NH Legal Perspective: Housing Champion program can kickstart housing production

This article, written by attorney Chloe Golden, was originally published by the NH Union Leader and can be found here.


For many years, housing production has failed to keep pace with job growth in the Granite State, making recruiting and retaining new workers increasingly difficult.

In 2023, the New Hampshire legislature recently established an incentive program to drive workforce housing development and funded the program with $5,000,000 in grant funds.

The voluntary Housing Champion Designation and Grant Program (RSA 12:O-71-76) rewards housing friendly regulations and infrastructure through special funding sources.

The NH Department of Business and Economic Affairs is responsible for administering the designation program.
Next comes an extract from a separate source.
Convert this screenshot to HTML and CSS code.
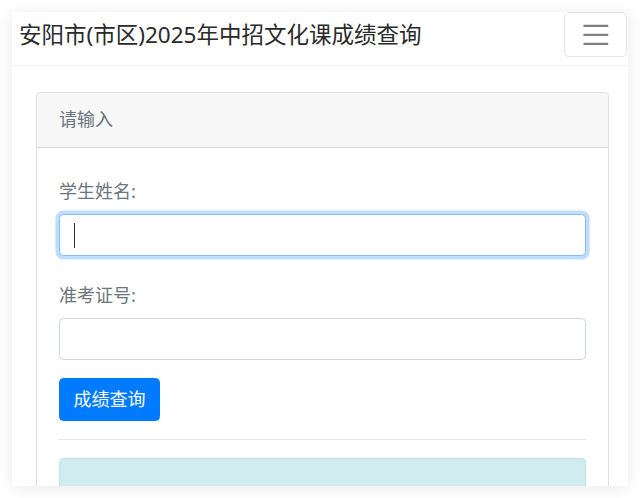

Recently, they have opened the application and adopted regulations to administer the program in its first year.

The program could reduce costs to developers, encourage forward-thinking infrastructure development and create new housing.

Workforce Housing

Although the Program encourages many forms of new housing, it prioritizes workforce housing development. Housing Champions must promote and permit housing that is primarily two-bedrooms or more and affordable based on a statutory formula. For home ownership, that means annual mortgage payments, real estate taxes and insurance premiums are one third of income for a family of four making 100% of area median income. For renters, affordable means rent and utilities total a third of income for a family of three making 60% median income.

Designation and Benefits

Three elements of the program reward towns for promoting—and approving—affordable, workforce housing.

1. Designation
By earning the Housing Champion designation, municipalities that have committed to increasing housing development in their community become eligible for two additional sources of funds— infrastructure funding and per-unit production grants. To qualify for the designation, communities will:

• Adopt zoning, site plan, and other land use regulations that promote workforce housing
• Train members of land use boards on appropriate procedures, and laws that apply to board members
• Implement sewer and water infrastructure improvements
• Implement public transportation and walkability infrastructure like sidewalks

NH BEA’s scoring matrix measures municipality against these requirements and adding two optional categories to scoring, including rewarding towns that have provided financial incentives for housing development. The application and more information can be found on the agency’s website.

2. Infrastructure Funding
A common concern facing municipalities considering workforce housing is the overburdening of existing infrastructure. Likewise, lack of infrastructure may deter developers from even considering communities. RSA 12-O:73 should mitigate this problem by providing designees with grants or low interest loan programs to expand infrastructure and accommodate new housing. Unfortunately, the infrastructure grant program is not yet funded.

3. Housing Production Municipal Grants
Finally, the program pays for actual production, awarding grants on a per-unit basis for certificates of occupancy that a town issues for workforce housing units.

The success of the Housing Champion program, of course, depends on implementation. Full funding of the grant programs is essential to incentivize municipalities to participate in the first place.